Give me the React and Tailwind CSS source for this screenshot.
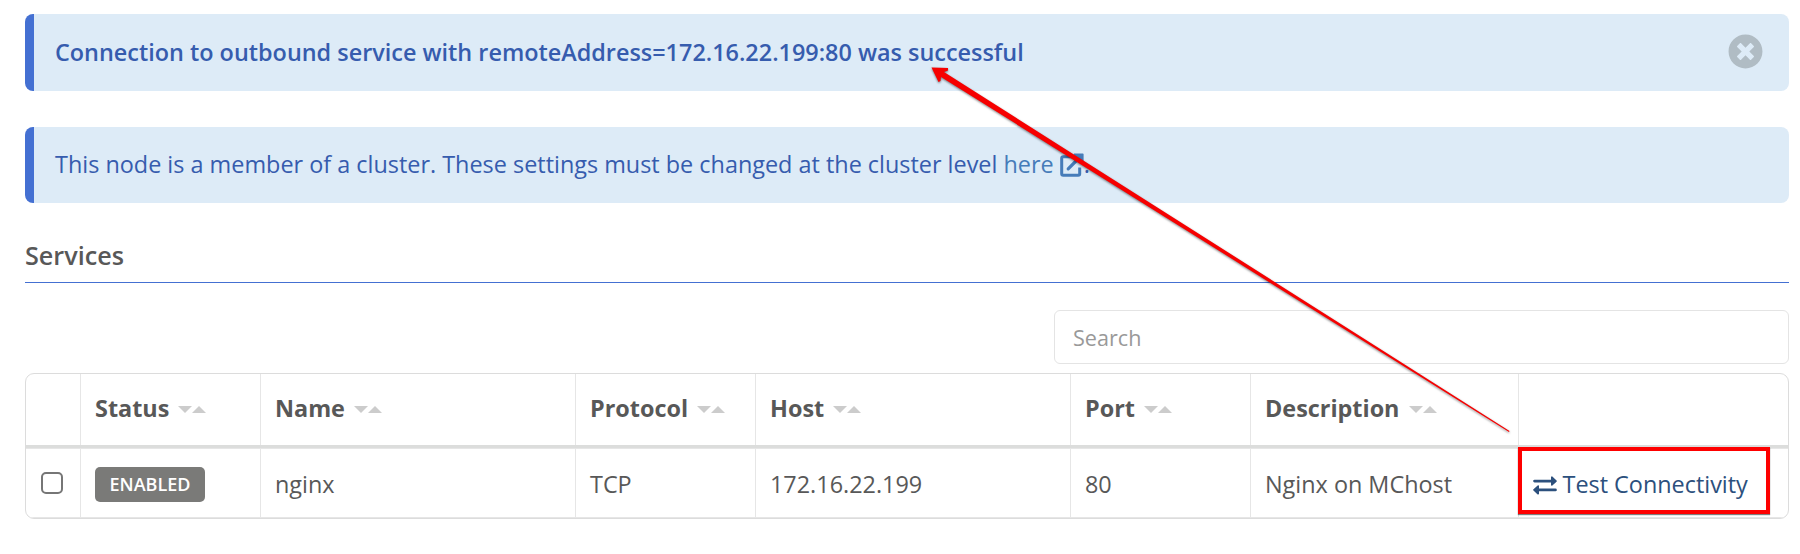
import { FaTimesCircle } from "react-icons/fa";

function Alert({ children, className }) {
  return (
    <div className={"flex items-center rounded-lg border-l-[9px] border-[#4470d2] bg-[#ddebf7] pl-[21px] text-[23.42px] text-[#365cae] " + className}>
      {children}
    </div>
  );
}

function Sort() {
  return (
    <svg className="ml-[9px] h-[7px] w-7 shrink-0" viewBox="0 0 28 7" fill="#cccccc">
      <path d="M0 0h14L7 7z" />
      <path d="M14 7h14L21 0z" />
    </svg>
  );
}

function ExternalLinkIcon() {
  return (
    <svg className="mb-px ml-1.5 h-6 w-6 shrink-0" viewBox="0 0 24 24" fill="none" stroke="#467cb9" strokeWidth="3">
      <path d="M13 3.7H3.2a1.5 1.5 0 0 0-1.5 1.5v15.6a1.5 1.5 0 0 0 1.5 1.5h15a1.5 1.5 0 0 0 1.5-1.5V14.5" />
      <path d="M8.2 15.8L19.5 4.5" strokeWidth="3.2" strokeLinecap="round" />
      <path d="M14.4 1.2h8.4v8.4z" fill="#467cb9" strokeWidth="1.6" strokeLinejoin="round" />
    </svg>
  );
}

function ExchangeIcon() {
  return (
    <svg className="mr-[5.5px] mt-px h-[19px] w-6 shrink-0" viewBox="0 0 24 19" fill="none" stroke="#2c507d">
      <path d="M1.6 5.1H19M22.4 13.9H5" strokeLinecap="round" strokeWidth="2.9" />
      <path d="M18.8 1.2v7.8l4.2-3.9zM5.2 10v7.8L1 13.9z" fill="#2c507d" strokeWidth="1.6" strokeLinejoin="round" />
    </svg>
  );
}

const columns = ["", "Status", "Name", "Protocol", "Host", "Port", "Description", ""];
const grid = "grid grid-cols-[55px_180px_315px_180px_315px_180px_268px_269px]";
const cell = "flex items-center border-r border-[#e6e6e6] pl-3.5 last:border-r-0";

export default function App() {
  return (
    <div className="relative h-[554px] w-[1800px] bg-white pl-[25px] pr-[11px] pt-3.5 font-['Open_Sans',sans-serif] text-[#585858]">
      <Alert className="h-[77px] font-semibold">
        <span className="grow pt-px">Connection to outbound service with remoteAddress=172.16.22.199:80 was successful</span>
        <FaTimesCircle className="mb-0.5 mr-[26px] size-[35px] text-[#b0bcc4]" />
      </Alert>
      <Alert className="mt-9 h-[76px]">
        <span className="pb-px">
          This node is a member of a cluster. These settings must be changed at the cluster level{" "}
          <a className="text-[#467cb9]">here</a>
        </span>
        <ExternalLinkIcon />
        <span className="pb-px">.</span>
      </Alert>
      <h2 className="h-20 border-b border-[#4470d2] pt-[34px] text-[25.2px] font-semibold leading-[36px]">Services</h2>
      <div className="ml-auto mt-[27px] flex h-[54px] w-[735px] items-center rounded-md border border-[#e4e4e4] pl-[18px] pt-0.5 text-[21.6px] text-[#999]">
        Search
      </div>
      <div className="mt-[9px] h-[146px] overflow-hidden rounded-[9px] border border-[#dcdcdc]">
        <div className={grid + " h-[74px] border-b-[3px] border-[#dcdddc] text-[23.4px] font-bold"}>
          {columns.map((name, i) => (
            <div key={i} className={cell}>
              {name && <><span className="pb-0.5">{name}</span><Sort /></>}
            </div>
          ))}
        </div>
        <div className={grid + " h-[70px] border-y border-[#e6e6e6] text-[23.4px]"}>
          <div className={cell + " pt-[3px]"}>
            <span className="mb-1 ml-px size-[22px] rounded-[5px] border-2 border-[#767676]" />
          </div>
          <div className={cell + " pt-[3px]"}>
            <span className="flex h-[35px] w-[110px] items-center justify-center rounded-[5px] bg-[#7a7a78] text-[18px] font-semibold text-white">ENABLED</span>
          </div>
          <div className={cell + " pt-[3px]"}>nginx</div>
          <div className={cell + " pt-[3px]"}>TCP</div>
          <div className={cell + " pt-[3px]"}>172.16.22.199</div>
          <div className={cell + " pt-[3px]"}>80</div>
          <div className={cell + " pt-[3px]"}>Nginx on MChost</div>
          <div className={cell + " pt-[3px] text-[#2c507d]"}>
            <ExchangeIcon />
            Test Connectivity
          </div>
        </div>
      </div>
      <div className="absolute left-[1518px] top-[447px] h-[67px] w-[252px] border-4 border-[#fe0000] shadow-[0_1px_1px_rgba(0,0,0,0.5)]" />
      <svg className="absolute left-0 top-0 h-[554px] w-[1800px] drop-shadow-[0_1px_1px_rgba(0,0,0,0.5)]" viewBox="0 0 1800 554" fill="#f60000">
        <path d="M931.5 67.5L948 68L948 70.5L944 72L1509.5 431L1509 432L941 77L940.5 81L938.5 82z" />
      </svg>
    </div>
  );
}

Stated problem: Except for the pictures, reproduce every line exactly.

The result:
Give me the React and Tailwind CSS source for this screenshot.
import { FaTimesCircle } from "react-icons/fa";

function Alert({ children, className }) {
  return (
    <div className={"flex items-center rounded-lg border-l-[9px] border-[#4470d2] bg-[#ddebf7] pl-[21px] text-[23.42px] text-[#365cae] " + className}>
      {children}
    </div>
  );
}

function Sort() {
  return (
    <svg className="ml-[9px] h-[7px] w-7 shrink-0" viewBox="0 0 28 7" fill="#cccccc">
      <path d="M0 0h14L7 7z" />
      <path d="M14 7h14L21 0z" />
    </svg>
  );
}

function ExternalLinkIcon() {
  return (
    <svg className="mb-px ml-1.5 h-6 w-6 shrink-0" viewBox="0 0 24 24" fill="none" stroke="#467cb9" strokeWidth="3">
      <path d="M13 3.7H3.2a1.5 1.5 0 0 0-1.5 1.5v15.6a1.5 1.5 0 0 0 1.5 1.5h15a1.5 1.5 0 0 0 1.5-1.5V14.5" />
      <path d="M8.2 15.8L19.5 4.5" strokeWidth="3.2" strokeLinecap="round" />
      <path d="M14.4 1.2h8.4v8.4z" fill="#467cb9" strokeWidth="1.6" strokeLinejoin="round" />
    </svg>
  );
}

function ExchangeIcon() {
  return (
    <svg className="mr-[5.5px] mt-px h-[19px] w-6 shrink-0" viewBox="0 0 24 19" fill="none" stroke="#2c507d">
      <path d="M1.6 5.1H19M22.4 13.9H5" strokeLinecap="round" strokeWidth="2.9" />
      <path d="M18.8 1.2v7.8l4.2-3.9zM5.2 10v7.8L1 13.9z" fill="#2c507d" strokeWidth="1.6" strokeLinejoin="round" />
    </svg>
  );
}

const columns = ["", "Status", "Name", "Protocol", "Host", "Port", "Description", ""];
const grid = "grid grid-cols-[55px_180px_315px_180px_315px_180px_268px_269px]";
const cell = "flex items-center border-r border-[#e6e6e6] pl-3.5 last:border-r-0";

export default function App() {
  return (
    <div className="relative h-[554px] w-[1800px] bg-white pl-[25px] pr-[11px] pt-3.5 font-['Open_Sans',sans-serif] text-[#585858]">
      <Alert className="h-[77px] font-semibold">
        <span className="grow pt-px">Connection to outbound service with remoteAddress=172.16.22.199:80 was successful</span>
        <FaTimesCircle className="mb-0.5 mr-[26px] size-[35px] text-[#b0bcc4]" />
      </Alert>
      <Alert className="mt-9 h-[76px]">
        <span className="pb-px">
          This node is a member of a cluster. These settings must be changed at the cluster level{" "}
          <a className="text-[#467cb9]">here</a>
        </span>
        <ExternalLinkIcon />
        <span className="pb-px">.</span>
      </Alert>
      <h2 className="h-20 border-b border-[#4470d2] pt-[34px] text-[25.2px] font-semibold leading-[36px]">Services</h2>
      <div className="ml-auto mt-[27px] flex h-[54px] w-[735px] items-center rounded-md border border-[#e4e4e4] pl-[18px] pt-0.5 text-[21.6px] text-[#999]">
        Search
      </div>
      <div className="mt-[9px] h-[146px] overflow-hidden rounded-[9px] border border-[#dcdcdc]">
        <div className={grid + " h-[74px] border-b-[3px] border-[#dcdddc] text-[23.4px] font-bold"}>
          {columns.map((name, i) => (
            <div key={i} className={cell}>
              {name && <><span className="pb-0.5">{name}</span><Sort /></>}
            </div>
          ))}
        </div>
        <div className={grid + " h-[70px] border-y border-[#e6e6e6] text-[23.4px]"}>
          <div className={cell + " pt-[3px]"}>
            <span className="mb-1 ml-px size-[22px] rounded-[5px] border-2 border-[#767676]" />
          </div>
          <div className={cell + " pt-[3px]"}>
            <span className="flex h-[35px] w-[110px] items-center justify-center rounded-[5px] bg-[#7a7a78] text-[18px] font-semibold text-white">ENABLED</span>
          </div>
          <div className={cell + " pt-[3px]"}>nginx</div>
          <div className={cell + " pt-[3px]"}>TCP</div>
          <div className={cell + " pt-[3px]"}>172.16.22.199</div>
          <div className={cell + " pt-[3px]"}>80</div>
          <div className={cell + " pt-[3px]"}>Nginx on MChost</div>
          <div className={cell + " pt-[3px] text-[#2c507d]"}>
            <ExchangeIcon />
            Test Connectivity
          </div>
        </div>
      </div>
      <div className="absolute left-[1518px] top-[447px] h-[67px] w-[252px] border-4 border-[#fe0000] shadow-[0_1px_1px_rgba(0,0,0,0.5)]" />
      <svg className="absolute left-0 top-0 h-[554px] w-[1800px] drop-shadow-[0_1px_1px_rgba(0,0,0,0.5)]" viewBox="0 0 1800 554" fill="#f60000">
        <path d="M931.5 67.5L948 68L948 70.5L944 72L1509.5 431L1509 432L941 77L940.5 81L938.5 82z" />
      </svg>
    </div>
  );
}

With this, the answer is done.